Laura has observed challenges between government and societal understandings of who is accepted as being “Indigenous,” as the Burmese government has promoted the idea that certain groups are not Indigenous. Laura has had to negotiate these ideas with students, requiring her to develop a way to transfer her critical understandings of colonization. She is also working to break down false stereotypes about Indigenous peoples and is faced with the daily challenge of helping individuals un-learn misconceptions they have been taught their entire lives. Through these challenges, Laura persists and finds new ways for learning and building relationships.

Her time in Thailand and Burma has been enriching from an Indigenous Studies standpoint. Laura has observed parallels between the Burmese government’s ceasefire negotiations and the land claims negotiations in Canada.
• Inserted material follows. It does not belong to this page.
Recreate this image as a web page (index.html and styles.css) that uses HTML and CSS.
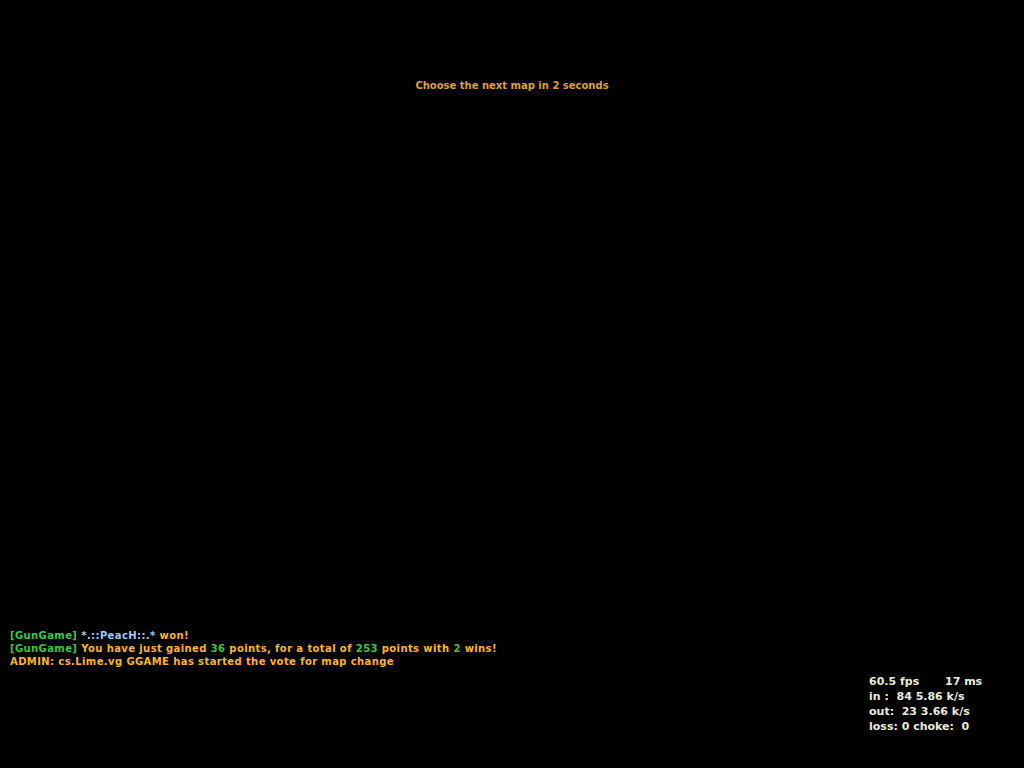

She has witnessed land rights issues and negotiations that have played out in favour of international corporations and the government, which has resulted in the selling of Indigenous lands to logging companies without proper negotiation or compensation to the local Indigenous groups. Laura has been able to transfer what she has learned in FNIS to the global context to better understand the complex relationships and politics of the region.

Although Laura is far away, she has not forgotten her FNIS roots. She has one piece of advice for current and graduating FNIS students and that is to do something that takes you out of your comfort zone. For Laura, the move to Bangkok definitely took her out of her comfort zone, but she describes it as something that was and remains a transformative experience.